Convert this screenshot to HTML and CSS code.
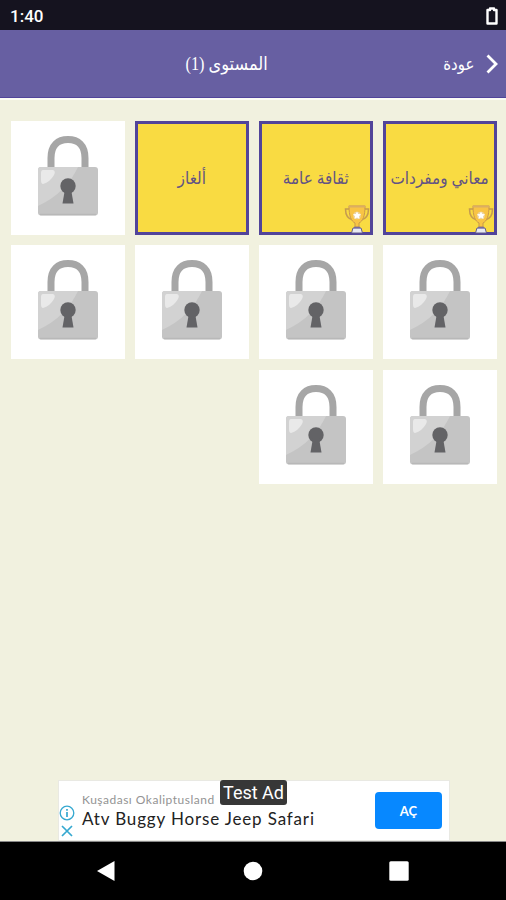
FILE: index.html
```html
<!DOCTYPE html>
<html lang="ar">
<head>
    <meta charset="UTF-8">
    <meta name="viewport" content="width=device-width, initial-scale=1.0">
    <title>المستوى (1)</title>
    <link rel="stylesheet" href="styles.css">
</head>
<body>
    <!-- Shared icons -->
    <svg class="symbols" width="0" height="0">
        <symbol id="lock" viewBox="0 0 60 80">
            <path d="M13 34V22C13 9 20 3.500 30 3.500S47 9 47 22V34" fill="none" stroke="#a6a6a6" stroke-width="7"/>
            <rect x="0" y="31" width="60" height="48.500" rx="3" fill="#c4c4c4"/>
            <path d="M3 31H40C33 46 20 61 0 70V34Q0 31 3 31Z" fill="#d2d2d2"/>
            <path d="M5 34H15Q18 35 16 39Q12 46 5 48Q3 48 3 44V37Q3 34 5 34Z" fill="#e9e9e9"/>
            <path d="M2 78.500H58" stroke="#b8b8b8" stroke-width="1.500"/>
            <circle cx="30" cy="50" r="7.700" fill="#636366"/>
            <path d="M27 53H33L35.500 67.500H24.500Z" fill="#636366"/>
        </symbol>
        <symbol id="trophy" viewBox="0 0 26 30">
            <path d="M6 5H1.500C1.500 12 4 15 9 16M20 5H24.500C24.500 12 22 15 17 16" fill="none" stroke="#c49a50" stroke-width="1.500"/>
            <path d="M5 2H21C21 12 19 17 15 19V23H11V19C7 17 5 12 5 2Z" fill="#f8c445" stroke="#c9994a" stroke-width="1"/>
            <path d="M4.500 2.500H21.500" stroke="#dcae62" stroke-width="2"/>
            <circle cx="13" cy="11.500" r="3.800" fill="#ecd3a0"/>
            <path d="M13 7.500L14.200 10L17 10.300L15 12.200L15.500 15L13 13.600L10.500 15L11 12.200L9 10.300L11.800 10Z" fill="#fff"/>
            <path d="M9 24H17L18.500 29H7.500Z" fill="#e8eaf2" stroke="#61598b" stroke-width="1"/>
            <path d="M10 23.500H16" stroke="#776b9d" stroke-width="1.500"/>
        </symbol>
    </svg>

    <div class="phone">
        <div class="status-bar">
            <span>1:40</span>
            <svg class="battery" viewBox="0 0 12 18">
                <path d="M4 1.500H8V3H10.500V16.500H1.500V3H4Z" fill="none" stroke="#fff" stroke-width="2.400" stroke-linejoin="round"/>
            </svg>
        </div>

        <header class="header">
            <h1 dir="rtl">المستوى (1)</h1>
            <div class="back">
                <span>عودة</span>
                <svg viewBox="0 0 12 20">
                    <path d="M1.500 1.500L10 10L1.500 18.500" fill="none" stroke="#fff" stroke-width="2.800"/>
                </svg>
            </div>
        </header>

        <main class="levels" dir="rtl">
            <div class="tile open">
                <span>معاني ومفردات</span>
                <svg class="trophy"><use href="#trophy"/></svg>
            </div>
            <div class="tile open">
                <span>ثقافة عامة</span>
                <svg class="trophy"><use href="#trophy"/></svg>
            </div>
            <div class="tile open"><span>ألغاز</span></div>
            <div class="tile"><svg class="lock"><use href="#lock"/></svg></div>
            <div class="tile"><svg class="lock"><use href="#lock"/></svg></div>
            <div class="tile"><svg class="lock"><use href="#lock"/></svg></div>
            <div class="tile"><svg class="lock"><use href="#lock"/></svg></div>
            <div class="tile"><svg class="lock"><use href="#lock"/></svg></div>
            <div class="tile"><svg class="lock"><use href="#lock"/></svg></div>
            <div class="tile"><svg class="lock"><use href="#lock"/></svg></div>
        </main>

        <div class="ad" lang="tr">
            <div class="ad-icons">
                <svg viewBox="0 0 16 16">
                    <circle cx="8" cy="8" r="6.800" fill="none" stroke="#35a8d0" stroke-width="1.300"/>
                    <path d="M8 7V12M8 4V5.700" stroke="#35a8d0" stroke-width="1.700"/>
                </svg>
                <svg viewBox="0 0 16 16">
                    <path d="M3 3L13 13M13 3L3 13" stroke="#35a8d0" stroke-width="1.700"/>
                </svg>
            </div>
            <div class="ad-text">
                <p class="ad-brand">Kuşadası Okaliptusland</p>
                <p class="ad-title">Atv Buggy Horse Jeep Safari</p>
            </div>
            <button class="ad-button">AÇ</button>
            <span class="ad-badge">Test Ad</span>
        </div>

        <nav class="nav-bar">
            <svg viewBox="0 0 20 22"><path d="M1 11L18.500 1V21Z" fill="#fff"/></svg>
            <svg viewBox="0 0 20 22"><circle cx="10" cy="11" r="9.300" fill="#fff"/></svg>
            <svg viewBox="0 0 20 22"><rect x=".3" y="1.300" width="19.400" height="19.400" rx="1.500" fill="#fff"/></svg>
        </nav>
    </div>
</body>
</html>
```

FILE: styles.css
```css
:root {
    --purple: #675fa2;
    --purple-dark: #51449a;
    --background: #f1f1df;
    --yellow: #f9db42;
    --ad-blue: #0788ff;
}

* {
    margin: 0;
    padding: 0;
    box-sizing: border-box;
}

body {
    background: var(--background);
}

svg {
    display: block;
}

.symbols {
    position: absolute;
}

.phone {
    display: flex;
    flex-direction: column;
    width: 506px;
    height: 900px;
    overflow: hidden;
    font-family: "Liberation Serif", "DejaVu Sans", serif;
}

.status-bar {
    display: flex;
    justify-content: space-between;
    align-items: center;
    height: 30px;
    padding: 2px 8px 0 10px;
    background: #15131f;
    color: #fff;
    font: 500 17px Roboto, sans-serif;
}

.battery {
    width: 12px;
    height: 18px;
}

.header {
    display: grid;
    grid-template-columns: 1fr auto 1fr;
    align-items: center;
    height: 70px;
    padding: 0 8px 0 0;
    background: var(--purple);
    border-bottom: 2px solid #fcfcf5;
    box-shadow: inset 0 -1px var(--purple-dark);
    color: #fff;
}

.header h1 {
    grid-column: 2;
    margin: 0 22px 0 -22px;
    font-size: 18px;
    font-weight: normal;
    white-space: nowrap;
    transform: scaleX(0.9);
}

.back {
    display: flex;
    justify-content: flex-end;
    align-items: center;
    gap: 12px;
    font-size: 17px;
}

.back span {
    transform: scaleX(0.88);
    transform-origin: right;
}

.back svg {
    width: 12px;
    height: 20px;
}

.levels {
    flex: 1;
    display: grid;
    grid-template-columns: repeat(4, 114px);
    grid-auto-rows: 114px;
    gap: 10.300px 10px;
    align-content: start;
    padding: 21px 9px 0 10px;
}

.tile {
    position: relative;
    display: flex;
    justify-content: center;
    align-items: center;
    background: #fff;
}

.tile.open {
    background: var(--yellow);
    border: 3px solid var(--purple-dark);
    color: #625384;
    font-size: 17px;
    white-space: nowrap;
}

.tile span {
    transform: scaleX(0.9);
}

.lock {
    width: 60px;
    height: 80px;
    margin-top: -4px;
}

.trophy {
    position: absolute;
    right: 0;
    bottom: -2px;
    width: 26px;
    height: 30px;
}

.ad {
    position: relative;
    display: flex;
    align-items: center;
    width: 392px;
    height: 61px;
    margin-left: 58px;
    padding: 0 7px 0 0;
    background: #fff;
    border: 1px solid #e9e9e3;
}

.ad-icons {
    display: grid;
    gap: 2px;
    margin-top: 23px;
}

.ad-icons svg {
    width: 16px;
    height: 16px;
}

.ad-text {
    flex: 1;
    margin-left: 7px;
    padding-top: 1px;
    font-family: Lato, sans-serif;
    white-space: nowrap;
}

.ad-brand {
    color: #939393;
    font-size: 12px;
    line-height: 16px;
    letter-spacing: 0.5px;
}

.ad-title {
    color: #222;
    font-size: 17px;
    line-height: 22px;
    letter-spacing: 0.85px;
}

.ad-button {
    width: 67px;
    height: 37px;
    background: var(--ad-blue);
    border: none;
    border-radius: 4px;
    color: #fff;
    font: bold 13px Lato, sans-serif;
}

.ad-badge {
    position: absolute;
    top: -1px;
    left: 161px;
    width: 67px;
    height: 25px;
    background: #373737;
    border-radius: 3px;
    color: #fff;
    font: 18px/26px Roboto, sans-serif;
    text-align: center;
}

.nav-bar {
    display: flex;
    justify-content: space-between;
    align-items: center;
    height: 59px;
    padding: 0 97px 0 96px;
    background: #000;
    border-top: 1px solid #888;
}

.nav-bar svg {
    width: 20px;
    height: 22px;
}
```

* * *

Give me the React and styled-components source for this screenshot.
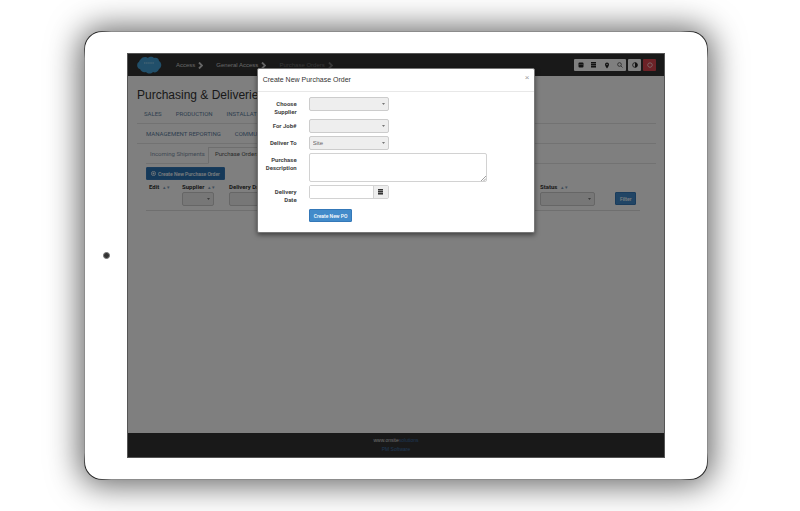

§ **Exercise prompt**
Write out each line of the data that holds the string "screenshot".

§ **Worked answer**
Convert this screenshot to HTML and CSS code.
Give me the React and styled-components source for this screenshot.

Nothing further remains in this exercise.